The core legal issue in Lewis v Averay is the effect of unilateral mistake as to identity on contract validity. Unilateral mistake occurs when one party to a contract makes a mistake about a fundamental aspect of the agreement, such as the identity of the other contracting party. In such instances, contract law must balance the need to uphold contractual agreements with the need to protect parties from being defrauded. Lord Denning in Lewis v Averay, argued that a unilateral mistake regarding identity should render a contract voidable, not void. This approach reflects a move towards protecting innocent third-party purchasers. The traditional approach, as seen in Cundy v Lindsay (1878) 3 App Cas 458, treats such mistakes as negating consent and rendering the contract void ab initio. This difference is not a simple matter of semantics; it has significant financial and legal consequences for the parties involved.

Void vs. Voidable: Implications for Property Rights

The practical consequence of classifying a contract as either void or voidable significantly impacts the transfer of property rights. Under a void contract, no legal title to the property passes. Therefore, even if a fraudulent purchaser sells goods to a third party, the original owner retains title and can recover the goods, as the fraudulent purchaser never had any legal right to transfer. The ruling in Cundy v Lindsay is an example of this approach, where the claimant recovered goods sold by a rogue because the court decided that no contract existed between the claimant and the rogue as they did not intend to contract with the party present. A voidable contract, on the other hand, operates differently. The contract remains valid until the defrauded party takes action to rescind it. If, before the rescission, the goods are sold to a bona fide purchaser, then this purchaser obtains good title and ownership. The original owner loses the right to recover their property. Lord Denning’s decision in Lewis v Averay aligns with this principle, finding that Mr. Averay acquired title of the car because he was an innocent purchaser before Mr. Lewis took action to rescind the agreement. This protection of bona fide purchasers aims to ensure stability in commercial transactions.

The House of Lords Rejection of Lewis v Averay

The legal principle proposed by Lord Denning in Lewis v Averay was ultimately rejected by the House of Lords in Shogun Finance v Hudson [2003] UKHL 62. The facts in Shogun Finance v Hudson involved a rogue who fraudulently obtained a car via a hire-purchase agreement by misrepresenting himself as Mr. Durlabh Patel. The rogue then sold the car to Mr. Hudson, a bona fide purchaser. The House of Lords held that in cases involving written contracts, the identity of the parties is determined by the terms of the written document. The court found that the hire-purchase agreement was between Shogun Finance and Mr. Patel, not the rogue, and therefore, Mr. Hudson did not acquire title to the vehicle. This decision affirmed the distinction between face-to-face contracts and written contracts.

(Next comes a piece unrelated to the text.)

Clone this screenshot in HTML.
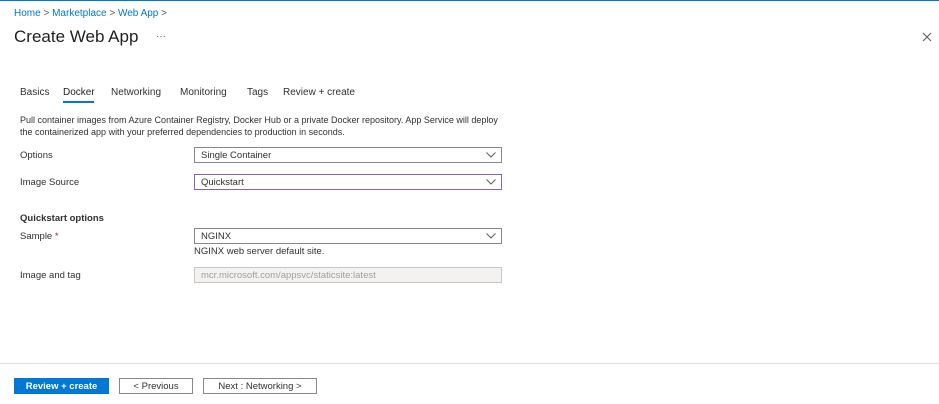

The House of Lords expressly overruled Lord Denning's suggestion in Lewis v Averay that mistake as to identity renders a contract voidable, not void in cases of mistaken identity. The House of Lords favored the traditional approach that in certain circumstances a mistake as to identity can render a contract void.

Distinguishing Face-to-Face and Written Contracts

The contrasting decisions in Lewis v Averay and Shogun Finance v Hudson highlight a crucial distinction made by the courts between contracts concluded face-to-face and those made in writing. In face-to-face transactions, there is a presumption that a party intends to contract with the person physically present before them, irrespective of their identity. The outward appearance of the transaction, such as a face to face sale as seen in Lewis v Averay, was critical in determining whether a contract was formed. This differs significantly from contracts made in writing, where the identity of the parties is determined by the express terms of the contract itself, not the physical presence of any specific individual. The ruling in Shogun Finance v Hudson underscored this point, finding that the written contract clearly identified Mr. Patel as the contracting party, despite the rogue physically being present at the dealership. This legal principle recognizes that there are different standards for establishing contractual intention based on the mode of communication used.

Conclusion

The case of Lewis v Averay [1972] 1 QB 198 provides an important illustration of the complexities arising from mistakes in contractual identity. While Lord Denning’s judgment in the case proposed that unilateral mistake as to identity renders a contract voidable, this position was explicitly rejected by the House of Lords in Shogun Finance v Hudson [2003] UKHL 62. The distinction between void and voidable contracts remains crucial, affecting the transfer of property rights and the ability of defrauded parties to recover their property. The judgments show the inherent conflict between protecting the original owner of goods from fraud and ensuring stability in commercial transactions. The legal principles at play are not static; the interpretation of contractual mistakes has continued to be a matter of legal debate, leading to significant refinements in contract law. Lewis v Averay remains a significant case for understanding how legal principles are tested and refined over time to achieve what is deemed fair and workable in complex commercial settings. The judgments reference and build on other case law such as Cundy v Lindsay and demonstrate how these legal precedents evolve.